The Power Audit (rate 0–10; circle your lowest)

  • Time: Do you cancel on yourself to be “available” for others?
  • Money: Are you financing someone else's habits/dreams?
  • Body: Do you override discomfort to keep peace?
  • Voice: Do you say what’s true, or what’s least risky?

Start with the lowest score this week.


Scripts that save you (copy/tweak/paste)

Clarity: “If we make plans, confirm by 5pm the day before.”
Boundary: “I don’t do late-night drop-ins. Schedule in advance.”
Consequence: “When plans aren’t confirmed, I book my own night.”
Money: “I don’t lend money in dating. That keeps me secure and us honest.”
Body: “I only get intimate when I feel safe and respected. Pressure is a no.”
Exit: “This dynamic doesn’t work for me. I’m choosing something healthier.”

No essays. No over-explaining. Boundaries are house rules, not group projects.


Micro-confidence drills (stack small wins)

  • Two-Minute Bravery: Once a day, say one honest sentence you’ve been swallowing.
  • Mirror Reps (60s): “I am not negotiating my worth.”
  • The Pause: Before replying, ask: What would I say if I wasn’t afraid of losing him? Say that.
  • The Table Test: If your needs can’t sit at the table, leave the table.

7-Day Reclaim Plan

Day 1 — Phone hygiene: Mute chaos. Hide activity status. Unfollow what triggers stress.
Day 2 — Closet cue: Wear one outfit that feels like command. Errands count.
Day 3 — Cash reset: Freeze lending. Open a “Me Fund” (even $10).
Day 4 — Body care: Hydrate, 20-minute walk, stretch. Your nervous system is strategy.
Day 5 — Story rewrite: Journal: “When I felt most powerful, I was ____ because ____.” Recreate one element.
Day 6 — Inner circle: Text a safe friend: “I’m rebuilding boundaries; check in on me this week?”
Day 7 — Solo date: Take yourself out without your phone babysitting your joy.
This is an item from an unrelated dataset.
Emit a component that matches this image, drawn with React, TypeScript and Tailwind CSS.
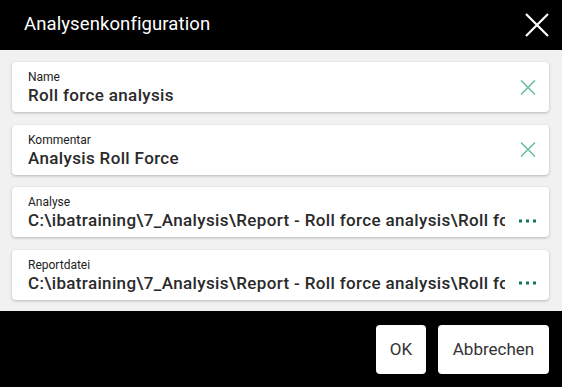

Dating & money policies (steal mine)

  • Access is earned: Consistency first, intimacy later.
  • No loans: I don’t finance adults I’m dating. Ever.
  • Calendar respect: If it’s not scheduled, it’s not happening.
  • Reciprocity: Effort meets effort. Words meet actions.
  • Exit over excuses: If I’m explaining basics, I’m done.

For my fellow mothers

Your kids don’t need a martyr; they need a model. Let them watch you: rest, invest, enforce boundaries, build. Guilt will try to cosplay as love, don’t fall for it. A resourced mom is a better mom.


Green flags (what right looks like)

  • Keeps promises without you prompting.
  • Respects “no” the first time.
  • Proud of your growth, not threatened by it.
  • Plans with effort, not excuses.

Safety note

If speaking up escalates things, prioritize safety. Tell a trusted person, document incidents, and consider a safety plan. U.S.: National Domestic Violence Hotline 1-800-799-SAFE (7233) or text START to 88788. If you’re in immediate danger, call emergency services.


Final word from Boca

I didn’t get here by being perfect. I got here by getting clear about money, time, men, and me. If you’ve been taken advantage of, today is not your shame story; it’s your origin story. Start small, be consistent, invest in yourself, and keep your exit door unlocked.